Well, slightly more awake today, and I might as well say from the
outset I'm talking through the top of my head (perhaps my hat, if I
had one). One step on cris and we'd be talking spells and magic - my
daughter has been getting into white witchery lately with her friends
and I'm intrigued by the basic attractions of en-chant-ment. But
this is not quite what I mean.
I agree with you that "performance" of some kind inheres in the acts
of reading and writing, and that this creates slippages. It's not so
simple as "closure" as opposed to something else ("openness"?) To
take a formally "closed" poem, say, George Herbert, whose work I
enjoy hugely - those ingenious rhymes and subtle music - when I read
his work, firstly I am hearing the poem in my head, it is not a
"silent" reading psychically speaking. Each word is "as if" read
aloud. This makes the experience of reading it a _temporal_
experience, just as a performance is. That reading vanishes into the
past and becomes memory, part of my lived experience. And I bring to
the moment of reading all my own lived experience, bodily experience,
which responds to the rhythms and sonic textures of the poem, and the
effect (in my own subjectivity anyway) ripples through my
consciousness, in ways which are both obvious and also difficult to
trace.

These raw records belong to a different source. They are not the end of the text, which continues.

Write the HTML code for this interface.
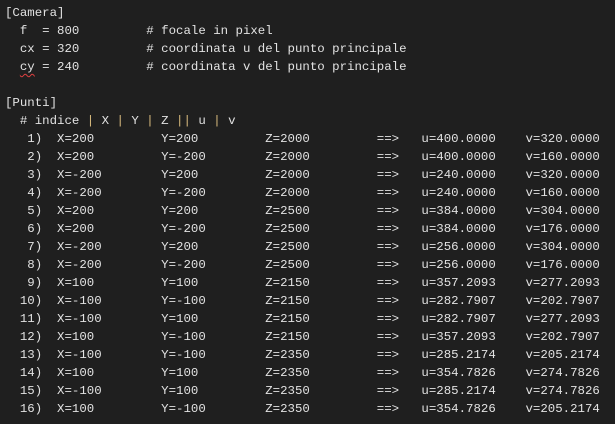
<!DOCTYPE html><html><head><style>
html,body{margin:0;padding:0;background:#1f1f1f;width:615px;height:424px;overflow:hidden}
pre{margin:0;position:absolute;left:5px;top:4px;font-family:"Liberation Mono",monospace;font-size:12.4px;line-height:18px;color:#e2e2e2}
.p{color:#d7ba7d}
.sq{text-decoration:underline wavy #e04040;text-decoration-thickness:1px;text-underline-offset:3px}
</style></head><body><pre>[Camera]
  f  = 800         # focale in pixel
  cx = 320         # coordinata u del punto principale
  <span class="sq">cy</span> = 240         # coordinata v del punto principale

[Punti]
  # indice <span class="p">|</span> X <span class="p">|</span> Y <span class="p">|</span> Z <span class="p">||</span> u <span class="p">|</span> v
   1)  X=200         Y=200         Z=2000         ==>   u=400.0000    v=320.0000
   2)  X=200         Y=-200        Z=2000         ==>   u=400.0000    v=160.0000
   3)  X=-200        Y=200         Z=2000         ==>   u=240.0000    v=320.0000
   4)  X=-200        Y=-200        Z=2000         ==>   u=240.0000    v=160.0000
   5)  X=200         Y=200         Z=2500         ==>   u=384.0000    v=304.0000
   6)  X=200         Y=-200        Z=2500         ==>   u=384.0000    v=176.0000
   7)  X=-200        Y=200         Z=2500         ==>   u=256.0000    v=304.0000
   8)  X=-200        Y=-200        Z=2500         ==>   u=256.0000    v=176.0000
   9)  X=100         Y=100         Z=2150         ==>   u=357.2093    v=277.2093
  10)  X=-100        Y=-100        Z=2150         ==>   u=282.7907    v=202.7907
  11)  X=-100        Y=100         Z=2150         ==>   u=282.7907    v=277.2093
  12)  X=100         Y=-100        Z=2150         ==>   u=357.2093    v=202.7907
  13)  X=-100        Y=-100        Z=2350         ==>   u=285.2174    v=205.2174
  14)  X=100         Y=100         Z=2350         ==>   u=354.7826    v=274.7826
  15)  X=-100        Y=100         Z=2350         ==>   u=285.2174    v=274.7826
  16)  X=100         Y=-100        Z=2350         ==>   u=354.7826    v=205.2174
</pre></body></html>
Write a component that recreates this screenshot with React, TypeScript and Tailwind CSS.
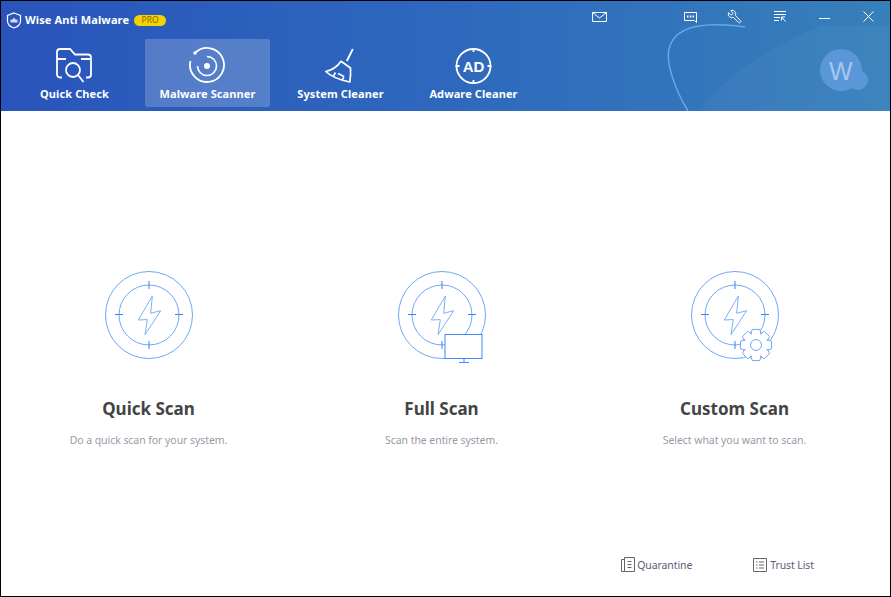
import { Wrench } from "lucide-react";

const font = { fontFamily: '"Noto Sans", "DejaVu Sans", sans-serif' };

function Reticle() {
  return (
    <>
      <circle cx="48" cy="48" r="43.5" fill="none" stroke="#6ea6f7" strokeWidth="1" />
      <circle cx="48" cy="48" r="30" fill="none" stroke="#6ea6f7" strokeWidth="1" />
      <path d="M48 14v8M48 74v8M14 47.5h8M74 47.5h8" stroke="#2f86f7" strokeWidth="1" fill="none" />
      <path d="M51.3 29 37.3 53l9-.4L44 67.7 59.7 43.7l-10 2.6z" fill="none" stroke="#7cb0f7" strokeWidth="1" strokeLinejoin="miter" />
    </>
  );
}

function QuickIcon() {
  return (
    <svg width="96" height="100" viewBox="0 0 96 100" className="block">
      <Reticle />
    </svg>
  );
}

function FullIcon() {
  return (
    <svg width="96" height="100" viewBox="0 0 96 100" className="block">
      <Reticle />
      <rect x="51" y="67.5" width="37" height="24" fill="#fff" stroke="#3d8bf5" strokeWidth="1" />
      <path d="M70 92v3M65 95.5h10" stroke="#3d8bf5" strokeWidth="1" fill="none" />
    </svg>
  );
}

function CustomIcon() {
  const cx = 69;
  const cy = 78;
  const teeth = 8;
  const pts: string[] = [];
  for (let i = 0; i < teeth; i++) {
    const a = (i * 2 * Math.PI) / teeth;
    const w = Math.PI / 8;
    const steps: [number, number][] = [
      [a - w * 1.15, 12.2],
      [a - w * 0.6, 16],
      [a + w * 0.6, 16],
      [a + w * 1.15, 12.2],
    ];
    steps.forEach(([t, r]) => pts.push(`${(cx + r * Math.cos(t)).toFixed(1)},${(cy + r * Math.sin(t)).toFixed(1)}`));
  }
  return (
    <svg width="96" height="100" viewBox="0 0 96 100" className="block">
      <Reticle />
      <polygon points={pts.join(" ")} fill="#fff" stroke="#6ea6f7" strokeWidth="1" strokeLinejoin="round" />
      <circle cx={cx} cy={cy} r="5.5" fill="none" stroke="#6ea6f7" strokeWidth="1" />
    </svg>
  );
}

function ScanCard({ title, desc, icon }: { title: string; desc: string; icon: React.ReactNode }) {
  return (
    <div className="flex flex-col items-center">
      {icon}
      <div className="mt-[30px] text-[17px] leading-[24px] font-bold text-[#444444]">{title}</div>
      <div className="mt-[11px] text-[10.5px] leading-[16px] tracking-[-0.06px] text-[#9a9aa6]">{desc}</div>
    </div>
  );
}

function NavTab({ label, active, children }: { label: string; active?: boolean; children: React.ReactNode }) {
  return (
    <div className={`w-[125px] h-[68px] flex flex-col items-center rounded-[2px] ${active ? "bg-white/20" : ""}`}>
      <svg width="40" height="40" viewBox="0 0 40 40" className="block mt-[7px]" fill="none" stroke="#fff" strokeWidth="2">
        {children}
      </svg>
      <div className="text-[11px] leading-[14px] font-bold tracking-[0.1px] text-white mt-[1px]">{label}</div>
    </div>
  );
}

export default function App() {
  return (
    <div className="w-[891px] h-[597px] flex flex-col bg-white border border-black overflow-hidden" style={font}>
      {/* cabecalho */}
      <div className="relative h-[110px] shrink-0 bg-gradient-to-r from-[#2a54bb] via-[#2e68bd] to-[#3780ba] overflow-hidden">
        <svg width="889" height="110" viewBox="0 0 889 110" className="absolute left-0 top-0" fill="none">
          <path d="M700 110C720 75 780 40 820 25L889 25V110z" fill="#ffffff" fillOpacity="0.035" />
          <path d="M687 110C672 85 665 60 668 48 672 30 690 22 724 24c8 .4 14 1 20 2" stroke="#6aa6e6" strokeWidth="1.5" />
          <circle cx="840" cy="69" r="21" fill="#5a97d9" />
          <circle cx="857" cy="79" r="10" fill="#5a97d9" />
        </svg>
        <div className="absolute left-[828px] top-[56px] text-[25px] leading-[28px] text-[#a6c8ee]" style={{ fontFamily: '"Liberation Sans", sans-serif' }}>W</div>

        <div className="relative h-[38px] flex items-center">
          <svg width="16" height="17" viewBox="0 0 16 17" className="ml-[5px]" fill="none" stroke="#fff">
            <path d="M8 1 14.5 3.5V9C14.5 12.5 11 15 8 16 5 15 1.5 12.5 1.5 9V3.5z" strokeWidth="1.2" />
            <path d="M8 5.5 10 8 11.5 7.2V10.5H4.5V7.2L6 8z" fill="#fff" fillOpacity="0.8" stroke="none" />
          </svg>
          <div className="ml-[3px] text-[11px] leading-[14px] font-bold tracking-[0.12px] text-white">Wise Anti Malware</div>
          <div className="ml-[5px] w-[32px] h-[11px] rounded-full bg-[#f2d200] flex items-center justify-center text-[8.5px] leading-none text-[#8a6a00]">PRO</div>

          <svg width="15" height="10" viewBox="0 0 15 10" className="absolute left-[591px] top-[11px]" fill="none" stroke="#fff">
            <path d="M.5.5h14v9H.5zM.5.5 7.5 6 14.5.5" />
          </svg>
          <svg width="13" height="11" viewBox="0 0 13 11" className="absolute left-[683px] top-[11px]" fill="none" stroke="#fff">
            <path d="M.5.5h12v10l-2-2H.5z" />
            <path d="M3 4.5h1.5M5.8 4.5h1.5M8.6 4.5h1.5" strokeWidth="2" />
          </svg>
          <Wrench size={15} color="#fff" strokeWidth={1.5} className="absolute left-[726px] top-[8px] -scale-x-100" />
          <svg width="12" height="11" viewBox="0 0 12 11" className="absolute left-[773px] top-[10px]" fill="none" stroke="#fff">
            <path d="M0 .5h12M0 3.5h12M0 6.5h6M0 9.5h5" />
            <path d="M7.5 6 11.5 10.5M7.5 6v3.5M7.5 6h3.5" />
          </svg>
          <div className="absolute left-[818px] top-[17px] w-[11px] h-px bg-white" />
          <svg width="11" height="11" viewBox="0 0 11 11" className="absolute left-[862px] top-[10px]" fill="none" stroke="#fff">
            <path d="M.5.5l10 10M10.5.5l-10 10" />
          </svg>
        </div>

        <div className="relative flex gap-[8px] pl-[11px]">
          <NavTab label="Quick Check">
            <path d="M7 31.5H5a3 3 0 0 1-3-3V6a3 3 0 0 1 3-3h10l5 5.5h13a3 3 0 0 1 3 3V28.5a3 3 0 0 1-3 3h-2" strokeWidth="1.8" />
            <path d="M3 13h8M26 13h9" strokeWidth="1.8" />
            <circle cx="18" cy="24" r="7" strokeWidth="1.8" />
            <path d="M23 29 28.5 36" strokeWidth="1.8" />
          </NavTab>
          <NavTab label="Malware Scanner" active>
            <path d="M7.5 6.5A17 17 0 1 1 2.5 15" strokeWidth="1.8" />
            <circle cx="7" cy="7" r="1.7" fill="#fff" stroke="none" />
            <path d="M19 10.5a9.5 9.5 0 1 1-9.5 9.5" strokeWidth="1.6" />
            <circle cx="19" cy="20" r="3" fill="#fff" stroke="none" />
          </NavTab>
          <NavTab label="System Cleaner">
            <path d="M31.8 3 25.8 15" strokeWidth="1.8" />
            <path d="M20 15.3 29.5 22C29.8 27 29.5 32 28.8 36 19 34 10 30.5 4.8 25.5 11.5 24 16.5 20.5 20 15.3z" strokeWidth="1.7" strokeLinejoin="round" />
            <path d="M17 27.5 23 30.5M21 34.5 23 30.5M12.5 30 14.5 26.5" strokeWidth="1.6" />
          </NavTab>
          <NavTab label="Adware Cleaner">
            <circle cx="19.5" cy="20" r="17" strokeWidth="1.8" />
            <path d="M19.5 2v4M19.5 34v4M1.5 20h4M33.5 20h4" strokeWidth="1.8" />
            <text x="19.5" y="25.5" textAnchor="middle" fill="#fff" stroke="none" fontSize="15" fontWeight="700" style={{ fontFamily: '"Liberation Sans", sans-serif' }}>AD</text>
          </NavTab>
        </div>
      </div>

      {/* tipos de analise */}
      <div className="flex-1 flex flex-col">
        <div className="grid grid-cols-[293px_293px_293px] pl-[1px] pt-[156px]">
          <ScanCard title="Quick Scan" desc="Do a quick scan for your system." icon={<QuickIcon />} />
          <ScanCard title="Full Scan" desc="Scan the entire system." icon={<FullIcon />} />
          <ScanCard title="Custom Scan" desc="Select what you want to scan." icon={<CustomIcon />} />
        </div>

        <div className="mt-auto mb-[24px] flex justify-end pr-[76px] gap-[61px] text-[10.5px] leading-[14px] tracking-[-0.1px] text-[#5a6078]">
          <div className="flex items-center gap-[2px]">
            <svg width="14" height="15" viewBox="0 0 14 15" fill="none" stroke="#666">
              <path d="M3.5.5h10v14h-10zM3.5 2.5H.5v12h3M6.5 4.5h4M6.5 7.5h4M6.5 10.5h4" />
            </svg>
            Quarantine
          </div>
          <div className="flex items-center gap-[3px]">
            <svg width="14" height="14" viewBox="0 0 14 14" fill="none" stroke="#666">
              <path d="M.5.5h13v13H.5zM3 4h1.5M6 4h5M3 7h1.5M6 7h5M3 10h1.5M6 10h5" />
            </svg>
            Trust List
          </div>
        </div>
      </div>
    </div>
  );
}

So different readings of the poems create different
experiences: it is simply not the same experience for me to read
George Herbert say in 1989 and then in 2002. I am bringing different
things to that instant of meeting with the poem. And that moment
can, and for me at certain crucial times has been, transformative -
there is a thing art can do which literally changes your perceptions,
for good, so you never see things the same way again.
I really think it a mistake to focus exclusively on the poem as a
linguistic _object_. Of course I can't resist bringing theatre in.
I was intrigued to read in a study recently done on young people's
actual (as opposed to perceived) reading habits that Shakespeare
figured in two places on their top ten of texts they really enjoyed
reading (Macbeth and Romeo and Juliet). Reading Shakespeare now is
clearly a different experience than it was in the 1500s, even though
it is (basically) the same text. But that work can still appeal to
children in the 21st century . This suggests to me that these
particular patterns of words are capable of creating profound
resonances in a very wide variety of minds, which suggests a certain
"openness" in the reading (and writing) of it. But in that
"openness", however crudely put here, is I think the secret of
Shakespeare's enduring popularity. His texts are pure poetry, but
they are most certainly performative.
Not sure this makes any sense, I won't go on any more as I have
things to do, and I haven't even touched ritual -
Best
Alison
At 6:48 PM +0100 21/6/02, cris cheek wrote:
>i'm sure you won't expect much more from me, but i am loathed to take the
>'ritual' route. Naming a ship, as in Austin's example there in that quote
>has ritual for sure in its solemn ceremony. So too the taking of marriage
>vows. These are explicit performances. Whilst in the big porous boundaries
>of definition we might claim that all utterances have a ritual quality of
>performance, that's just too vague and boggy for me.
>
>But yes the idea is pertinent to poetry, highly. Maybe I should ask whether
>all transformations have a ritual character.? You might persuade me.
--
"The only real revolt is the revolt against war."